10 março 2006

QUANDO OS NETOS SE COMEÇAM A FARTAR DO AVÔ

Queixa-se Mário Soares na sua biografia da descortesia e da desconsideração de Álvaro Cunhal quando, na cerimónia de um dos funerais de estado, de Brejnev ou Andropov, em Moscovo, Cunhal, sentindo-se a jogar em casa, passou por ele sem lhe passar cartão.

É com essa queixa em mente que convém analisar a atitude de ontem de Soares, quando se escapou à cerimónia de apresentação de cumprimentos ao presidente recém-empossado.

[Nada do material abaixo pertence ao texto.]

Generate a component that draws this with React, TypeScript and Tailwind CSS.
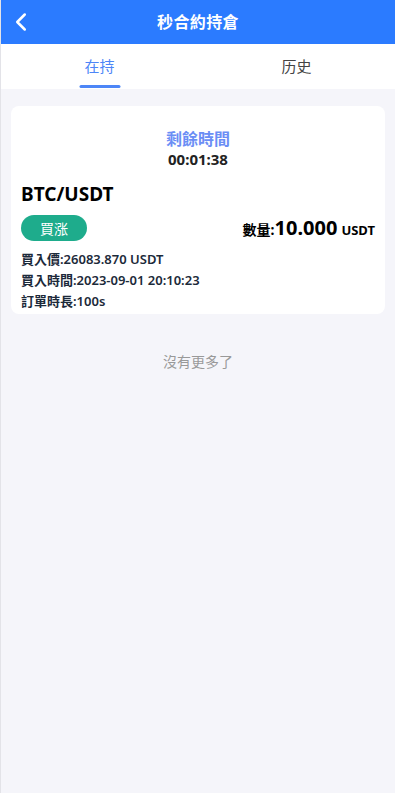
import { ChevronLeft } from 'lucide-react';

const font = { fontFamily: '"Noto Sans", "Noto Sans CJK TC", sans-serif' };

export default function App() {
  return (
    <div
      className="min-h-[793px] w-full bg-[#f5f5fa] border-l border-[#e3e3e8] flex flex-col"
      style={font}
    >
      {/* Header */}
      <div className="relative h-[44px] bg-[#2b7bff] flex items-center justify-center">
        <button className="absolute left-[5px] top-[7px] text-white">
          <ChevronLeft className="w-[30px] h-[30px]" strokeWidth={2} />
        </button>
        <h1 className="text-white text-[16px] font-bold tracking-wide">秒合約持倉</h1>
      </div>

      {/* Tabs */}
      <div className="h-[45px] bg-white flex">
        <div className="flex-1 relative flex items-center justify-center">
          <span className="text-[15px] text-[#4d86f7]">在持</span>
          <span className="absolute bottom-[1px] left-1/2 -translate-x-1/2 w-[41px] h-[3px] rounded-full bg-[#4d86f7]" />
        </div>
        <div className="flex-1 flex items-center justify-center">
          <span className="text-[15px] text-[#444]">历史</span>
        </div>
      </div>

      {/* List */}
      <div className="px-[10px] pt-[17px]">
        <div className="bg-white rounded-[8px] px-[10px] pt-[23px] pb-[2px]">
          <div className="text-center">
            <div className="text-[16px] leading-[20px] font-bold text-[#6b8ef5]">剩餘時間</div>
            <div className="text-[15px] leading-[20px] font-bold text-[#222]">00:01:38</div>
          </div>
          <div className="mt-[11px] text-[19px] leading-[28px] font-bold text-black">BTC/USDT</div>
          <div className="mt-[7px] flex items-end justify-between">
            <button className="w-[66px] h-[26px] rounded-full bg-[#1eac8c] text-white text-[14px]">
              買涨
            </button>
            <div className="flex items-baseline text-black font-bold">
              <span className="text-[14px]">數量:</span>
              <span className="text-[20px] leading-[26px]">10.000</span>
              <span className="text-[13px] ml-[4px]">USDT</span>
            </div>
          </div>
          <div className="mt-[8px] text-[13px] leading-[21px] font-semibold text-[#1c2a3a]">
            <div>買入價:26083.870 USDT</div>
            <div>買入時間:2023-09-01 20:10:23</div>
            <div>訂單時長:100s</div>
          </div>
        </div>
      </div>

      <div className="mt-[37px] text-center text-[14px] text-[#999]">沒有更多了</div>
    </div>
  );
}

No limite, até se poderia compreender a atitude de Soares, se ele estivesse ali apenas no papel do veterano reformado da república, a assistir à tomada de posse de um sucessor seu de que notoriamente não gosta, cumprindo os serviços mínimos. Não seria do mais politicamente correcto, mas Soares tem um estatuto que lhe permite mandar os vigilantes activos do politicamente correcto a um certo sítio.

A grande diferença está no facto de Soares ter estado a assistir à cerimónia de tomada de posse de um seu adversário político que o derrotou fragorosamente num acto eleitoral. E aí, qualquer tolerância para o acto de Soares esvai-se num ápice. A disputa política em Portugal tem uma certa gramática e certos protocolos a que ninguém, nem mesmo Soares, se pode furtar.

Penso poder interpretar que a atitude de Cunhal em Moscovo se poderá dever ao facto de ele não ter nenhum apreço pessoal por Soares e que ali o podia demonstrar, longe do palco da cena política portuguesa. No entanto, passados uns anos, lá estava Cunhal a instruir os militantes comunistas a votar Soares…

E pensará Soares que esta coisa de engolir sapos estará só reservada aos outros?